Malamnya, saya berbincang-bincang dengan teman Malaysia yang datang ke penginapan. Saya sampaikan keterkejutanku tentang betapa besar peran ulama didalam sistem pemerintahan di Kelantan. Kata beliau, menangya partai PAS adalah karena pemimpin mereka yang zuhud, dan karena kezuhudannya korupsi bisa dikatakan tidak ada.

Tapi pertanyaannya, apakah Aceh mempunyai pemimpin seperti itu?

Hal menarik kedua adalah saat shalat disalah satu mesjid di kota Kelantan. Mungkin ini adalah mesjid terbesar di daerah itu. Sayangnya saya hanya berasumsi karena tidak ada orang yang bisa saya tanyai.Sebenarnya, mesjid ini hanya satu, tapi uniknya mesjid ini dibagi dua sehingga membentuk dua mesjid yang persis sama. Kedua mesjid ini disambungkan oleh koridor yang memisahkan antara mesjid yang digunakan oleh laki-laki dan mesjid yang digunakan oleh perempuan. posisi mesjid ini sama sekali bukan seperti posisi dalam shalat, yaitu perempuan di belakang laki-laki. Tapi, mesjid ini dibuat beriringan, sehingga jemaah perempuan beriringan dengan jemaah laki-laki. Ada loudspeaker yang dipasang ditempat mesjid perempuan sehingga saat shalat, perempuan juga bisa mendengarkan azan atau do’a imam(pemimpin shalat) yang ada dimesjid para lelaki.

Hal lain lagi yang menjadi pengamatanku adalah bagaimana perempuan-perempuan diKelantan menggunakan baju kurung. Dalam kunjungan yg hanya dua hari itu, saya hampir tidak melihat ada perempuan yang menggunakan sepeda motor. Ada sepeda motor yang lalu lalang, tapi tidak banyak dan semuanya dikendarai oleh laki-laki.

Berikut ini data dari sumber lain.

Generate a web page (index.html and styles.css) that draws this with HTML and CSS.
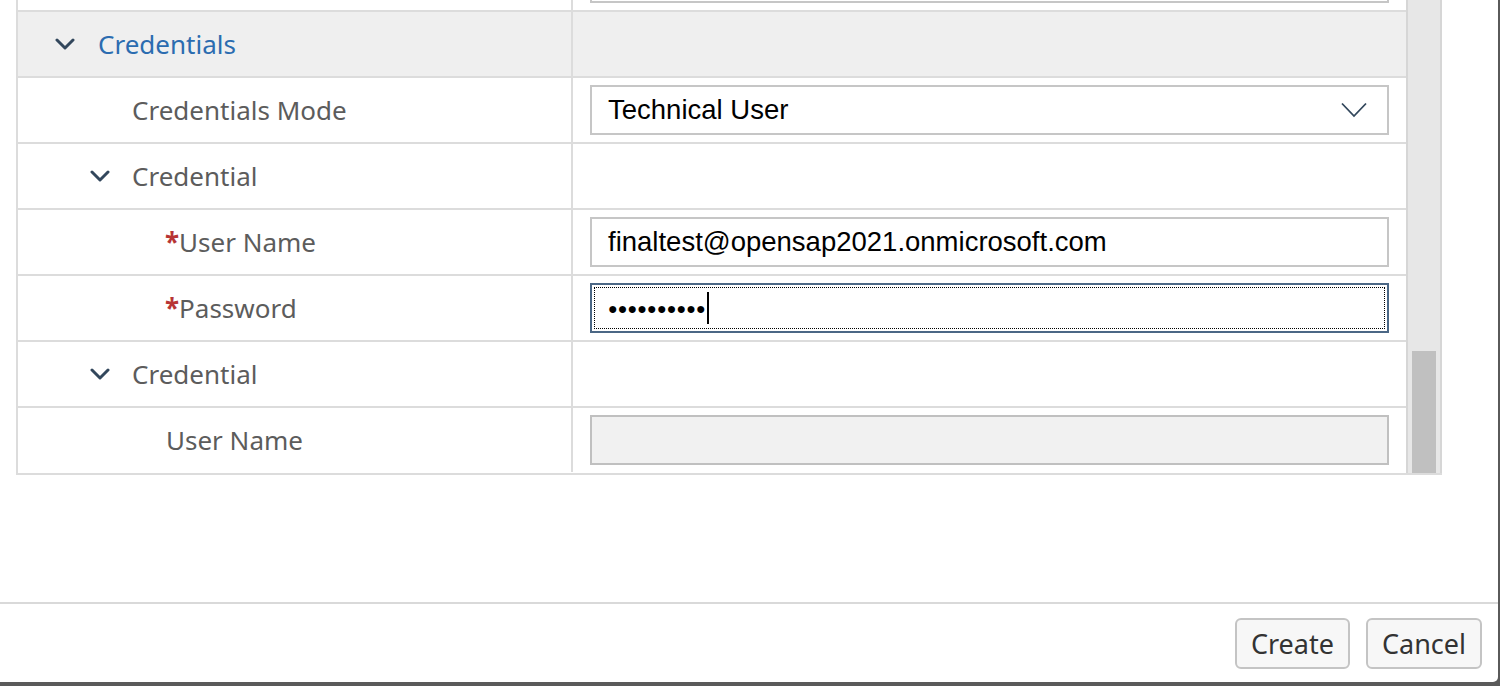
FILE: index.html
```html
<!DOCTYPE html>
<html>
<head>
<meta charset="utf-8">
<link rel="stylesheet" href="styles.css">
</head>
<body>
<div class="dialog">
  <div class="content">
    <div class="viewport">
      <div class="tree">
        <div class="row">
          <div class="label-cell"></div>
          <div class="value-cell"><div class="field"></div></div>
        </div>
        <div class="row group">
          <div class="label-cell lvl0">
            <svg class="chev" viewBox="0 0 20 12" width="20" height="12"><polyline points="2,2 10,10 18,2"/></svg>
            <span class="group-title">Credentials</span>
          </div>
          <div class="value-cell"></div>
        </div>
        <div class="row">
          <div class="label-cell lvl1">Credentials Mode</div>
          <div class="value-cell">
            <div class="field select"><span>Technical User</span>
              <svg class="sel-chev" viewBox="0 0 26 16" width="26" height="16"><polyline points="1,1.5 13,14 25,1.5"/></svg>
            </div>
          </div>
        </div>
        <div class="row">
          <div class="label-cell lvl1g">
            <svg class="chev" viewBox="0 0 20 12" width="20" height="12"><polyline points="2,2 10,10 18,2"/></svg>
            <span>Credential</span>
          </div>
          <div class="value-cell"></div>
        </div>
        <div class="row">
          <div class="label-cell lvl2"><span class="req">*</span>User Name</div>
          <div class="value-cell"><div class="field"><span>finaltest@opensap2021.onmicrosoft.com</span></div></div>
        </div>
        <div class="row">
          <div class="label-cell lvl2"><span class="req">*</span>Password</div>
          <div class="value-cell"><div class="field focused"><span class="dots">●●●●●●●●●●</span><span class="caret"></span></div></div>
        </div>
        <div class="row">
          <div class="label-cell lvl1g">
            <svg class="chev" viewBox="0 0 20 12" width="20" height="12"><polyline points="2,2 10,10 18,2"/></svg>
            <span>Credential</span>
          </div>
          <div class="value-cell"></div>
        </div>
        <div class="row">
          <div class="label-cell lvl2b">User Name</div>
          <div class="value-cell"><div class="field disabled"></div></div>
        </div>
      </div>
      <div class="scrollbar"><div class="thumb"></div></div>
    </div>
  </div>
  <div class="footer">
    <button class="btn">Create</button>
    <button class="btn">Cancel</button>
  </div>
</div>
</body>
</html>
```

FILE: styles.css
```css
* { box-sizing: border-box; }
html, body { margin: 0; padding: 0; }
body {
  width: 1500px;
  height: 686px;
  background: #5a5a5a;
  overflow: hidden;
  font-family: "Noto Sans", "Liberation Sans", sans-serif;
}
.dialog {
  width: 1498px;
  height: 682px;
  background: #ffffff;
  border-bottom-right-radius: 5px;
  display: flex;
  flex-direction: column;
}
.content {
  height: 602px;
  padding-left: 16px;
}
.viewport {
  width: 1426px;
  height: 475px;
  display: flex;
  border-left: 2px solid #dcdcdc;
  border-bottom: 2px solid #dcdcdc;
  overflow: hidden;
}
.tree {
  width: 1388px;
  margin-top: -56px;
  display: flex;
  flex-direction: column;
}
.row {
  display: flex;
  height: 66px;
  flex-shrink: 0;
  border-top: 2px solid #dcdcdc;
}
.row.group { background: #efefef; }
.label-cell {
  width: 555px;
  border-right: 2px solid #dcdcdc;
  display: flex;
  align-items: center;
  font-size: 26px;
  color: #5c5c5c;
  white-space: nowrap;
}
.value-cell {
  width: 833px;
  padding: 0 17px;
  display: flex;
  align-items: center;
}
.lvl0 { padding-left: 37px; gap: 23px; }
.lvl1 { padding-left: 114px; }
.lvl1g { padding-left: 72px; gap: 22px; }
.lvl2 { padding-left: 147px; }
.lvl2b { padding-left: 148px; }
.group-title { color: #2b6cb0; }
.req { color: #b73535; font-weight: bold; }
.chev { fill: none; stroke: #32475c; stroke-width: 3; stroke-linecap: round; stroke-linejoin: round; flex-shrink: 0; }
.field {
  width: 100%;
  height: 50px;
  border: 2px solid #c6c6c6;
  background: #ffffff;
  display: flex;
  align-items: center;
  padding-left: 16px;
  padding-right: 20px;
  font-family: "Liberation Sans", Arial, sans-serif;
  font-size: 27.5px;
  color: #000000;
}
.select { justify-content: space-between; }
.sel-chev { fill: none; stroke: #32475c; stroke-width: 1.8; }
.focused {
  border-color: #4b6785;
  outline: 1px dotted #000;
  outline-offset: -5px;
}
.dots { font-size: 16.2px; letter-spacing: 0px; }
.caret {
  width: 2px;
  height: 32px;
  background: #000;
  margin-left: 1px;
}
.disabled { background: #f1f1f1; border-color: #c0c0c0; }
.scrollbar {
  width: 36px;
  border-left: 2px solid #d6d6d6;
  border-right: 2px solid #d6d6d6;
  background: #e7e7e7;
  display: flex;
  flex-direction: column;
  justify-content: flex-end;
  padding: 0 4px;
}
.thumb { height: 122px; background: #c0c0c0; }
.footer {
  flex: 1;
  border-top: 2px solid #d9d9d9;
  display: flex;
  justify-content: flex-end;
  align-items: center;
  gap: 16px;
  padding-right: 16px;
}
.btn {
  height: 51px;
  padding: 0 14px;
  border: 2px solid #c4c4c4;
  border-radius: 6px;
  background: #f7f7f7;
  font-family: "Noto Sans", sans-serif;
  font-size: 27px;
  color: #333333;
}
```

Bisa dikatakan tidak ada perempuan yang lalu lalang di jalan yang menggunakan celana panjang. Saya tidak tahu apakah baju kurung memang baju asli masyarakat di Kelantan atau merupakan baju nasional di Malaysia. Seperti kita di Indonesia yang menggunakan kebaya sebagai baju nasional bagi perempuan. Saat saya perhatikan, ternyata perempuan-perempuan itu tidak ada yang menaiki sepeda motor. Mereka semua menggunakan mobil. Teman saya sempat nyeletuk ”salah besar memaksakan perempuan-perempuan Aceh pake rok, lha… kita kan ga semakmur orang-orang disini. Coba… semua kita dikasih mobil, pasti kita pada pake rok semua. Ini… yang kita punya cuma kereta (penjelasan, di Aceh sepeda motor kami sebut dengan kereta), gimana mau make rok tiap hari?”.

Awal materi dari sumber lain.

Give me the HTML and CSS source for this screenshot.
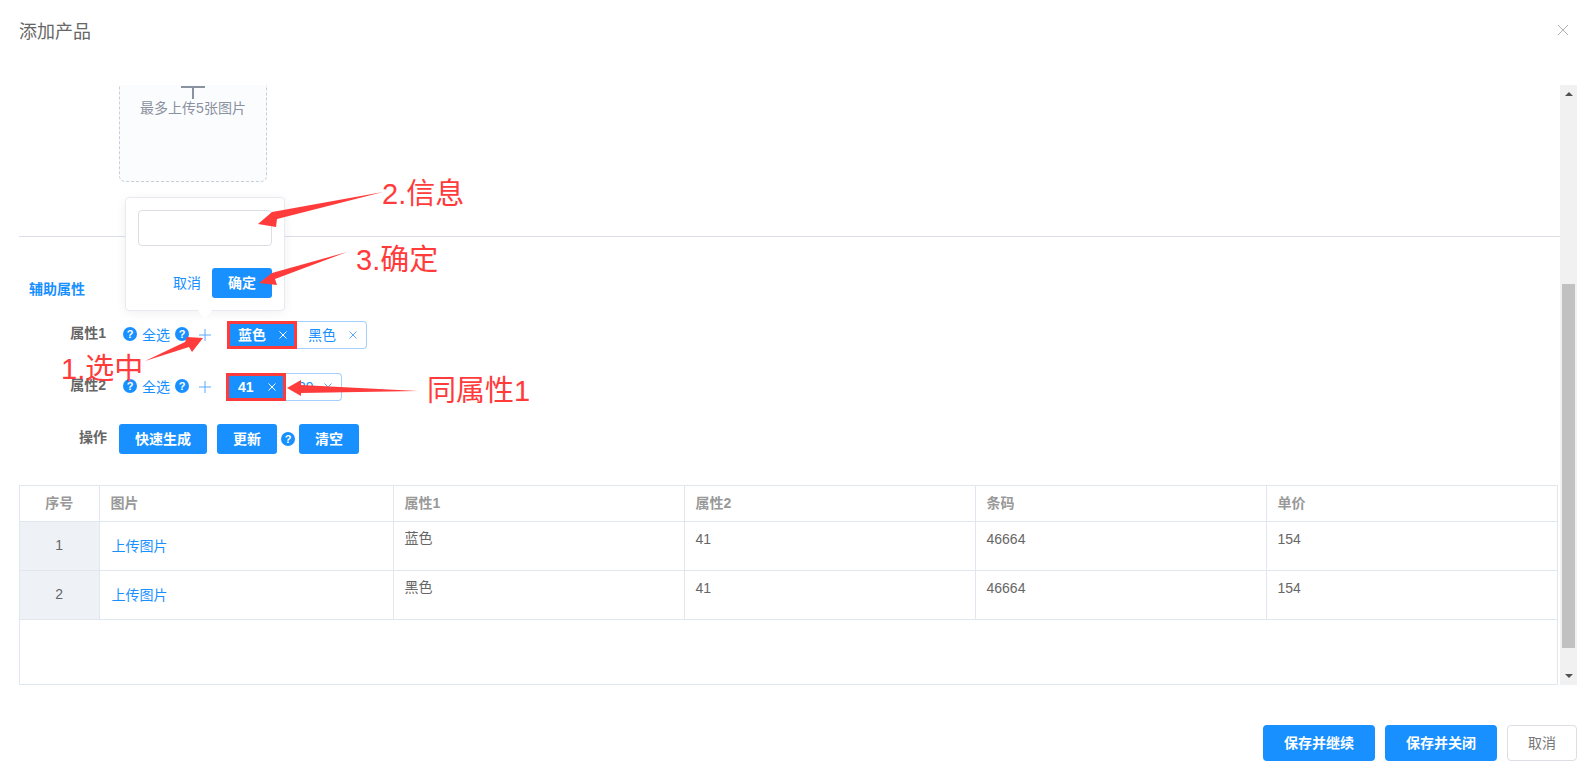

Disinilah terlihat bahwa budaya suatu bangsa tidak bisa dipaksakan pada budaya yang lain.

Jika dilihat secara kasat mata, Kelantan memang makmur. Ukuran makmur yang saya pakai disini adalah ada beberapa gedung tinggi yang sepertinya bertingkat 8 atau 10. Jika dilihat dari gedung ini, mungkin benar seperti teman Malaysia saya yang ada di Aceh yang mengatakan bahwa Banda Aceh sekarang sama seperti Kelantan 11 tahun lalu. Karena di banda Aceh, sepanjang yang saya ingat tidak ada gedung berlantai 8 hingga10. Selain itu kebanyakan orang-orang disana menggunakan mobil. Jika di Aceh, orang yang bermobil hanyalah mereka yang sudah mapan secara ekonomi.

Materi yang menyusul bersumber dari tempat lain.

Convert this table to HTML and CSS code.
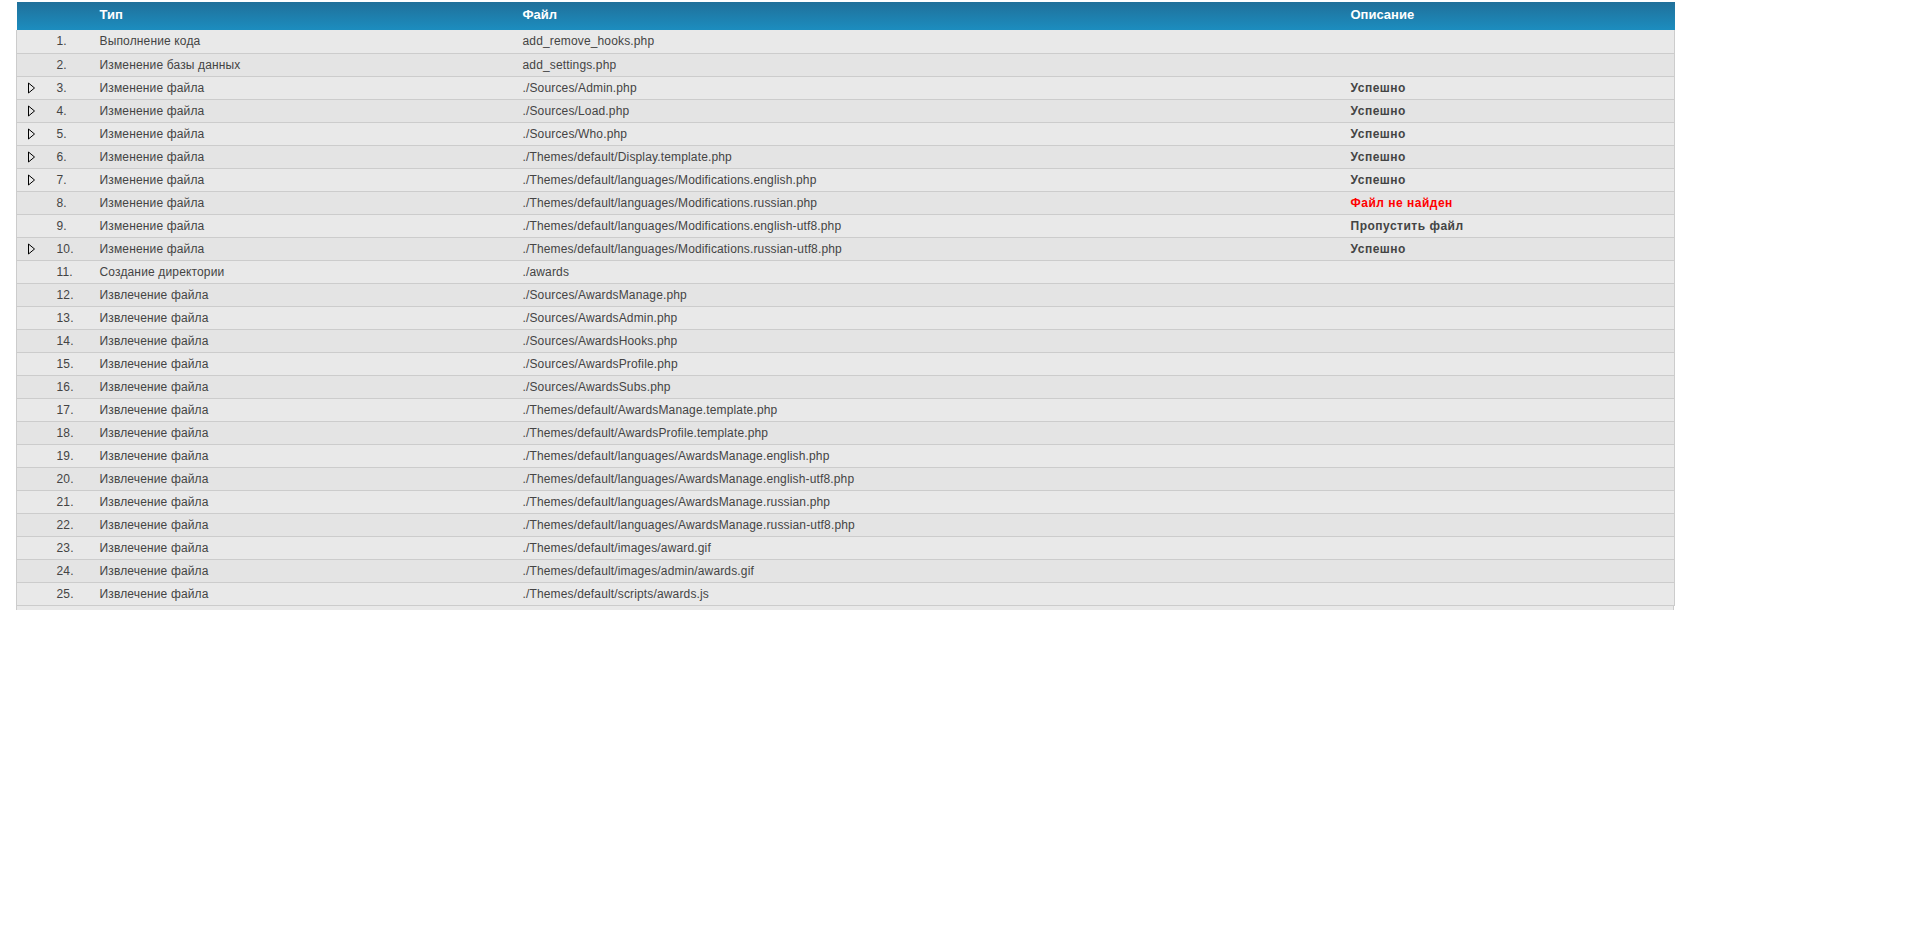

Maka, untuk bisa membuat Aceh menjadi seperti Kelantan, hal pertama yang harus dilakukan adalah bagaimana membuat masyarakatnya menjadi makmur sehingga perempuan bisa mempunyai mobil sendiri dan mengendarai mobilnya dengan nyaman. Dan saya berasumsi bahwa sebagian perempuan2 ini tentu tidak akan menolak jika diminta menggunakan rok, karena pasti akan nyaman sekali menggunakan rok saat mengendarai mobil daripada saat mengendarai sepeda motor.

Melihat kondisi Aceh yang menurut sensus tahun 2009 sebagai daerah termiskin no 6 di Indonesia(info dari Acehkita komunitas) maka menjadikan Aceh seperti Kelantan tentunya membutuhkan usaha yang luar biasa berat. Butuh komitmen bersama.